Tuesday, August 7, 2007

4th summary

According to the author, he mentioned that there was the “tour” (Fuchs, 1984, p21) that people can leave babies anonymously in Paris in 1811. Fuchs explained that tours were “wooden cylindrical concave boxes, approximately 55cm in diameter which were in a window like aperture in the wall of the hospice and served as cradle-turntables” (Fuchs, 1984, p21- 22) The cradle-turntables, Fuchs mentioned, were faced half the street and half inside of the hospice so people put their babies and turned the table half so that their babies went in the hospice. Then, “a bell sounded a bell to alert the nun on the in side that a baby had been deposited” as Fuchs mentioned (Fuchs, 1984, p22). Surprisingly, Fuchs indicated that the hospice “almost always knew the mother’s name, occupation, and address”(Fuchs, 1984, p31) thorough the Maison d’ Accouchement which is the place to give a birth, however; they kept secret of the mother’s information.

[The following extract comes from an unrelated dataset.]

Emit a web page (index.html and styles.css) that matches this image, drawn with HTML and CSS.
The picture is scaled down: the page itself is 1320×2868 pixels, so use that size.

The tour wasn’t open until 1827 because of the controversy between that tour was “making abandonment easier in order to prevent abortion and infanticide and making in more difficult in order to prevent immoral behavior.”(Fuchs, 1984, p22) It was because the tour was “the physical instrument” (Fuchs, 1984, p22) of anonymity. From 1811, Fuchs said that state law tried to be stipulated to protect abandoned children, but it didn’t work well. Fuchs stated that abandoned children were “potentially deviant”(Fuchs, 1984, p33) to bring other people’s state up.

1 comment:

Ryan said...

It surprised me when you told me about this. However, I can not unerstand what were those people thinking who sent their children to the "tour" easily. But comparing abortion, this operation is better.